═════ Data block

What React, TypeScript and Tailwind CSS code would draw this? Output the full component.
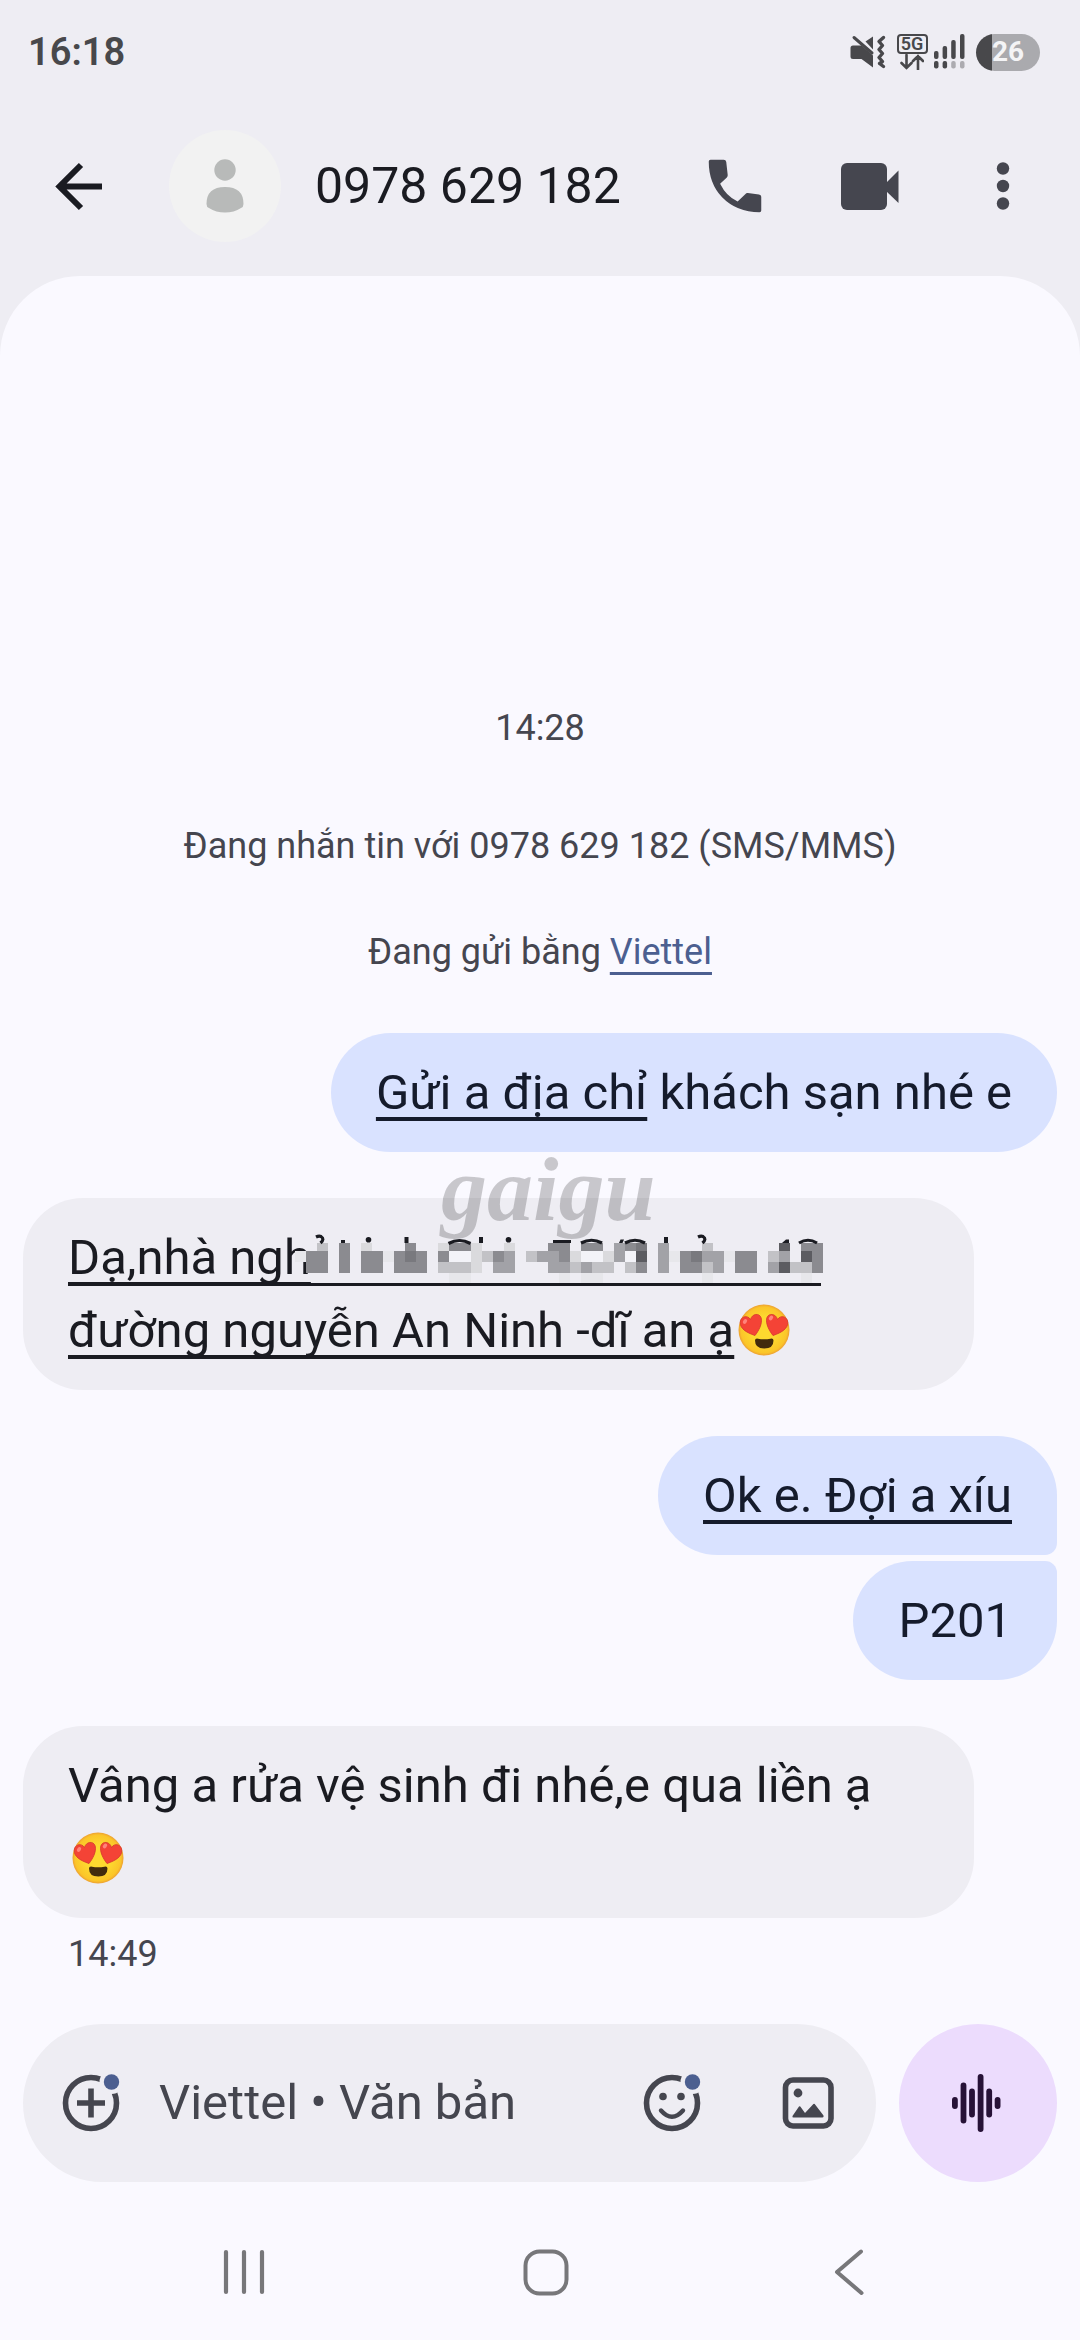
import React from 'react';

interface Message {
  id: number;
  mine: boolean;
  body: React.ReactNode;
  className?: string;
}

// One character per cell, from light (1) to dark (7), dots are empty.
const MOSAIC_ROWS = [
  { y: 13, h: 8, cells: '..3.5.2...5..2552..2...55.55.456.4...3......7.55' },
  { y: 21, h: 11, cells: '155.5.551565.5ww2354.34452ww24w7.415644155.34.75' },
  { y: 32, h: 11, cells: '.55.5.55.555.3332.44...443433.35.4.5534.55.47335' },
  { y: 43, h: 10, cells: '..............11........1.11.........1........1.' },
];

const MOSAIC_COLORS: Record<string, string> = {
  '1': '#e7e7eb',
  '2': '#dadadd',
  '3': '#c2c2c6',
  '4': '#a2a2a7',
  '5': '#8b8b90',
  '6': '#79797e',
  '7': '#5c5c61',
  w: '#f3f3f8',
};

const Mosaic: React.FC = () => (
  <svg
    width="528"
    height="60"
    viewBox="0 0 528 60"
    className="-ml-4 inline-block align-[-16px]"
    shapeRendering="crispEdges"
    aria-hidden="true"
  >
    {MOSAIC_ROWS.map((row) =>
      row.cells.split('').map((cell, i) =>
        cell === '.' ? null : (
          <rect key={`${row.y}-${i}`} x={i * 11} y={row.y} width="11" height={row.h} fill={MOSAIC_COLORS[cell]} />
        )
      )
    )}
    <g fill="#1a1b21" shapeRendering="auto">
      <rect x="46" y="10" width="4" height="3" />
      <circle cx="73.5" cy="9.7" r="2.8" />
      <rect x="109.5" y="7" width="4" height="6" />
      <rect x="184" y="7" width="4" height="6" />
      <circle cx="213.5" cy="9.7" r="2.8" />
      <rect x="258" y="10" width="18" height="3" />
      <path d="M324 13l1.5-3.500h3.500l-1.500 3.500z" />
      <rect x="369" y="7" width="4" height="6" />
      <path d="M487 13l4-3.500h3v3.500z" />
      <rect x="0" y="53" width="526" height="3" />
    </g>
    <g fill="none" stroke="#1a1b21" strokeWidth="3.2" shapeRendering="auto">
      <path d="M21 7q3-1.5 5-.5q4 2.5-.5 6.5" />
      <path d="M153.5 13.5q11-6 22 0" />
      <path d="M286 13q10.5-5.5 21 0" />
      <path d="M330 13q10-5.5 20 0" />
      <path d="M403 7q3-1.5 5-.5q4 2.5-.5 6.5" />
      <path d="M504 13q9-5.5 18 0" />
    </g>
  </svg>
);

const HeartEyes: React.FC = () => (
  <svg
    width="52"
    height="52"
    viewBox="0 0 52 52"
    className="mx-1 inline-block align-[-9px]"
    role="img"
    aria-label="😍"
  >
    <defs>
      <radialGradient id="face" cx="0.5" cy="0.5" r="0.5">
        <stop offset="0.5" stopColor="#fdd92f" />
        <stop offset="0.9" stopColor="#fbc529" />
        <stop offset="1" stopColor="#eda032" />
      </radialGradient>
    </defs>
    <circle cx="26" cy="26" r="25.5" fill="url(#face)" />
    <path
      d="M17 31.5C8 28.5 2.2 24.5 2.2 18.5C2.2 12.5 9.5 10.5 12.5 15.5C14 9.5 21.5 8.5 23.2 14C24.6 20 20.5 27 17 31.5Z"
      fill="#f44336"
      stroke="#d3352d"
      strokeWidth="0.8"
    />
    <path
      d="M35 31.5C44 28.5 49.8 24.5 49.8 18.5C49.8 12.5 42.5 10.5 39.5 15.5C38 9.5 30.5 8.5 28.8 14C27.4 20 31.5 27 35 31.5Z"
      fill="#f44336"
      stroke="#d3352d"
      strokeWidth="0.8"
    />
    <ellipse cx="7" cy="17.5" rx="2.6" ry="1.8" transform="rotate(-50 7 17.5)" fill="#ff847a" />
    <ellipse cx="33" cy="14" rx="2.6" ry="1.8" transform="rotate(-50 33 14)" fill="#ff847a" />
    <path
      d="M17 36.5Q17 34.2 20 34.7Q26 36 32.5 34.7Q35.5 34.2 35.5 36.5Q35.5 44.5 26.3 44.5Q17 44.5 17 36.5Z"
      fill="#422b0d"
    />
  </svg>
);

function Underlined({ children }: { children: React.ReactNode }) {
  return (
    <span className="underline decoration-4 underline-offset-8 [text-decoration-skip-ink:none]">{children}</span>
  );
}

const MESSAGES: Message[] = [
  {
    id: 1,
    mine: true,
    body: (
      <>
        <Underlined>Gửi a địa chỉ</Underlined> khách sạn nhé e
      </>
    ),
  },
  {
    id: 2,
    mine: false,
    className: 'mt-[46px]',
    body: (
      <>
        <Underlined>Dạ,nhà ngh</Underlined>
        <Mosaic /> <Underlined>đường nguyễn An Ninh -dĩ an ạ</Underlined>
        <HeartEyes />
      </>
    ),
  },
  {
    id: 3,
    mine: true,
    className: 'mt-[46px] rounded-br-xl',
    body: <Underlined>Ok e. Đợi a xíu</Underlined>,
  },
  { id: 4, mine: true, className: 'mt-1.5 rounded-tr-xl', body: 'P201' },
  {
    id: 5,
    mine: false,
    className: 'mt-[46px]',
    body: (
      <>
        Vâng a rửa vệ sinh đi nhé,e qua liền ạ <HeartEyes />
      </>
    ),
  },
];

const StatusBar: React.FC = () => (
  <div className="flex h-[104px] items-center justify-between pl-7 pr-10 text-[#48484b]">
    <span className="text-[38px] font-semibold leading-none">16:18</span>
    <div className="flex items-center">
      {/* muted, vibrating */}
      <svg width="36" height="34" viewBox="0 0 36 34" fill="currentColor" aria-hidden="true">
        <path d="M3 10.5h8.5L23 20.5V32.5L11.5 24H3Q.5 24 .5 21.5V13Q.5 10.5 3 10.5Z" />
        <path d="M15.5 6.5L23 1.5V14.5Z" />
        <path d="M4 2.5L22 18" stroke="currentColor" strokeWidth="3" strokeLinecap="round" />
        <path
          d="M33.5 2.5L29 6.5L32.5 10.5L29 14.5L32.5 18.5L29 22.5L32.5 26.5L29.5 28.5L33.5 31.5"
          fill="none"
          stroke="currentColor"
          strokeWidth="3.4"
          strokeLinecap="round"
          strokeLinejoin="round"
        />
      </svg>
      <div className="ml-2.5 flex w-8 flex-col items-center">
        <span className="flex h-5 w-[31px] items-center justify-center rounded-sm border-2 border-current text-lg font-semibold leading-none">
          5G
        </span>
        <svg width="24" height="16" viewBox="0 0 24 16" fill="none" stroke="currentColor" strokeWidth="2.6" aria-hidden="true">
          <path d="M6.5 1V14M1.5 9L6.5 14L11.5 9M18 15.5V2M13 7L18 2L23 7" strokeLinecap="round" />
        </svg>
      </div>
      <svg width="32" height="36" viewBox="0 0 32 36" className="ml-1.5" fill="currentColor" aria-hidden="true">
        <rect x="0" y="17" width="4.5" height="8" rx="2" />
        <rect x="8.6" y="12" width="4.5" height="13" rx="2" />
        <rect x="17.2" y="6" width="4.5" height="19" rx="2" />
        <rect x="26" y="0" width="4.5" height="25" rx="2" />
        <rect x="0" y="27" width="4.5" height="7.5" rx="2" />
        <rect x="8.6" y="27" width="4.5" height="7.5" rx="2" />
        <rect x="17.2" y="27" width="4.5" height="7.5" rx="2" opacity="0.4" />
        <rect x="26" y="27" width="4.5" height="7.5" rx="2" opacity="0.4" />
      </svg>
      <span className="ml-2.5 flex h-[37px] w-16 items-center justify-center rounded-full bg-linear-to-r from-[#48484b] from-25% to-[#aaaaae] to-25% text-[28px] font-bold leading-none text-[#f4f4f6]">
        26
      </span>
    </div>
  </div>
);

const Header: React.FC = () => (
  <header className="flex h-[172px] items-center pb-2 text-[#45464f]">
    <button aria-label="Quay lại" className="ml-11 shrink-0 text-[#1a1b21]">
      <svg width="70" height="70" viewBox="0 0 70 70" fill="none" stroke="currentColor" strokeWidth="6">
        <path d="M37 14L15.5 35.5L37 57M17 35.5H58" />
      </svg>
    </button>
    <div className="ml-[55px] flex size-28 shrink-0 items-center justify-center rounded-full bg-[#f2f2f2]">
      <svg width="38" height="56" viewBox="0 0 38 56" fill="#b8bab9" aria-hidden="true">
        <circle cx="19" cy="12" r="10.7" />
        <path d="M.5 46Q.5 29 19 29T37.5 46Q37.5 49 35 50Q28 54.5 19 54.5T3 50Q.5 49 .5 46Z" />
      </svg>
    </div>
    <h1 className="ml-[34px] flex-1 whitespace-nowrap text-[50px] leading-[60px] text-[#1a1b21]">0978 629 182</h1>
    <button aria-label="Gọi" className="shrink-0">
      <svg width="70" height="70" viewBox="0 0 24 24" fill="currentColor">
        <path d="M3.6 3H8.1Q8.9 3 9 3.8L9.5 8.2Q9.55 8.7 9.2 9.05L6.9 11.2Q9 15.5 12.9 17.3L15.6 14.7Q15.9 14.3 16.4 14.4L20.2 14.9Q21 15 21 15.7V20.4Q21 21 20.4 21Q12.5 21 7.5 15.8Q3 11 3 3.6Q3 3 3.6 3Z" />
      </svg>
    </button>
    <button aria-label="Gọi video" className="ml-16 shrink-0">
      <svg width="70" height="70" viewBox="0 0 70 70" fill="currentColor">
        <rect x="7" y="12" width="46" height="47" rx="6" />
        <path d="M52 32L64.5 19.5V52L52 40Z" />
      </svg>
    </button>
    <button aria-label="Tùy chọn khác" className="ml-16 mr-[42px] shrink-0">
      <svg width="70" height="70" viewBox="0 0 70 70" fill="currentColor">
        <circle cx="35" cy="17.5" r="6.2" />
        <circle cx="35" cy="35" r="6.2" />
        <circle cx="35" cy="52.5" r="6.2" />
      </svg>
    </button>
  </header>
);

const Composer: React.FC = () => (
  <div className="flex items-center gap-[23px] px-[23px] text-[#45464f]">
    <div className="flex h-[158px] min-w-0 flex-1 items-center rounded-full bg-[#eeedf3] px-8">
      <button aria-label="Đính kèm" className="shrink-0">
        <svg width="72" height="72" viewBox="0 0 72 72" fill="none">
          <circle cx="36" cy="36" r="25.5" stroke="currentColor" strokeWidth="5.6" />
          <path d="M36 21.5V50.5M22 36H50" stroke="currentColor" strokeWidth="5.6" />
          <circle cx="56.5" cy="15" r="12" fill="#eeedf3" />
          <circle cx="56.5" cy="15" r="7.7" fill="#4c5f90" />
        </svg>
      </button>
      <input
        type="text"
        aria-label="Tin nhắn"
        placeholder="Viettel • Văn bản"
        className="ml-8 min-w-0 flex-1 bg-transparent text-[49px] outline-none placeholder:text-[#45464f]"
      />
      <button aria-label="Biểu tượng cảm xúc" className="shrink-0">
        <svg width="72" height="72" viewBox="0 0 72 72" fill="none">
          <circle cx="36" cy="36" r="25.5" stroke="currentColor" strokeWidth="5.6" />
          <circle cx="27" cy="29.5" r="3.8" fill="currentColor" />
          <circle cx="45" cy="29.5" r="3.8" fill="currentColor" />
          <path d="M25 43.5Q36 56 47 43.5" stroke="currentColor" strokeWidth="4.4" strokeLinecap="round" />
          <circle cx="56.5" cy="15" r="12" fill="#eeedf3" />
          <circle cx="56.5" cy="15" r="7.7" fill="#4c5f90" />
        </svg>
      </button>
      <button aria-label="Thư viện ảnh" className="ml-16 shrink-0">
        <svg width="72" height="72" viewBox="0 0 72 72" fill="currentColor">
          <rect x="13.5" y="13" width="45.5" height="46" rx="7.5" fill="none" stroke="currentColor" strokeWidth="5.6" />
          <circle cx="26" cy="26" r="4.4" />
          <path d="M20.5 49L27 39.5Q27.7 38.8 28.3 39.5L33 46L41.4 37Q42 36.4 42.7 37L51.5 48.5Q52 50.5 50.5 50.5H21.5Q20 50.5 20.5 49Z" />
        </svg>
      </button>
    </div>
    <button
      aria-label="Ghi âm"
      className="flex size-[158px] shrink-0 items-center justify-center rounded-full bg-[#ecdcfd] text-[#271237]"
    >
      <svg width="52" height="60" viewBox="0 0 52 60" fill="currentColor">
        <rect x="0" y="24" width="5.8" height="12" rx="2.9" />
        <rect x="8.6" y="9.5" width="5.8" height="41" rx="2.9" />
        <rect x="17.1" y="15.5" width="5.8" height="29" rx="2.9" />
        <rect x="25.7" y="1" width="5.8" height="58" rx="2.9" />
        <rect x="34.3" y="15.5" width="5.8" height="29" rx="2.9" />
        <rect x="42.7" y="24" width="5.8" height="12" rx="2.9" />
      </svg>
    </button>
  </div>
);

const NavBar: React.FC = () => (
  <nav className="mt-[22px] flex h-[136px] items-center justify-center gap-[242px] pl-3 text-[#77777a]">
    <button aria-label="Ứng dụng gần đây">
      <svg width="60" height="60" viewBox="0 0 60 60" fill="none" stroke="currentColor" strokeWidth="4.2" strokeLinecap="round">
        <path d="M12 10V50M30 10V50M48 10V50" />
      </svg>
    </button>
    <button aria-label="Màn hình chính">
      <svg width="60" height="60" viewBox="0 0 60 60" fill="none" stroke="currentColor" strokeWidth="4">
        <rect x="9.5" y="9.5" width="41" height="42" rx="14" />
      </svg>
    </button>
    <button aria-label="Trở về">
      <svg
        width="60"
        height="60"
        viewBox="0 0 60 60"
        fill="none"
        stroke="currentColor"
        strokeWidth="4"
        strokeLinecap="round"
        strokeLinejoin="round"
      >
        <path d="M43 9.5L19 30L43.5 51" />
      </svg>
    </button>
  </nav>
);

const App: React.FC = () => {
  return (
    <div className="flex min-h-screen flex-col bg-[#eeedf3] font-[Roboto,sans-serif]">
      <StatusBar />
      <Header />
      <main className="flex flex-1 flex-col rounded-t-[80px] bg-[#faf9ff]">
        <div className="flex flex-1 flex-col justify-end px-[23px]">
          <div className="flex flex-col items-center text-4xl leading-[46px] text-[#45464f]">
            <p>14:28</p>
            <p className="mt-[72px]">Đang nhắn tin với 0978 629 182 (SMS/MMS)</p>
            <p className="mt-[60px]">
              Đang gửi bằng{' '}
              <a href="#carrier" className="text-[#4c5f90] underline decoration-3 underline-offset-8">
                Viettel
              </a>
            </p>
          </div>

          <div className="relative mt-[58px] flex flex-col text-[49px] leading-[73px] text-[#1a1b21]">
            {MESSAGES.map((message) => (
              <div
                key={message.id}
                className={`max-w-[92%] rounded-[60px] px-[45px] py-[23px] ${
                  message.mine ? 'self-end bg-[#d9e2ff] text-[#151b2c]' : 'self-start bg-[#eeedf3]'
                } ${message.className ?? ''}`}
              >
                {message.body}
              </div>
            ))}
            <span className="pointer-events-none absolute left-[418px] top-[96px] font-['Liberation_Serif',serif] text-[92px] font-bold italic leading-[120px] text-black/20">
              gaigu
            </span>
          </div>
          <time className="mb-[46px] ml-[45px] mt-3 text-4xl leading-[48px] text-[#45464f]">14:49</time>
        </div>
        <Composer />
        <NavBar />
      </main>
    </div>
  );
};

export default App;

══════════

What the task requires » Track down all lines above with the string "React" and copy them.

Task solution »
What React, TypeScript and Tailwind CSS code would draw this? Output the full component.
import React from 'react';
  body: React.ReactNode;
const Mosaic: React.FC = () => (
const HeartEyes: React.FC = () => (
function Underlined({ children }: { children: React.ReactNode }) {
const StatusBar: React.FC = () => (
const Header: React.FC = () => (
const Composer: React.FC = () => (
const NavBar: React.FC = () => (
const App: React.FC = () => {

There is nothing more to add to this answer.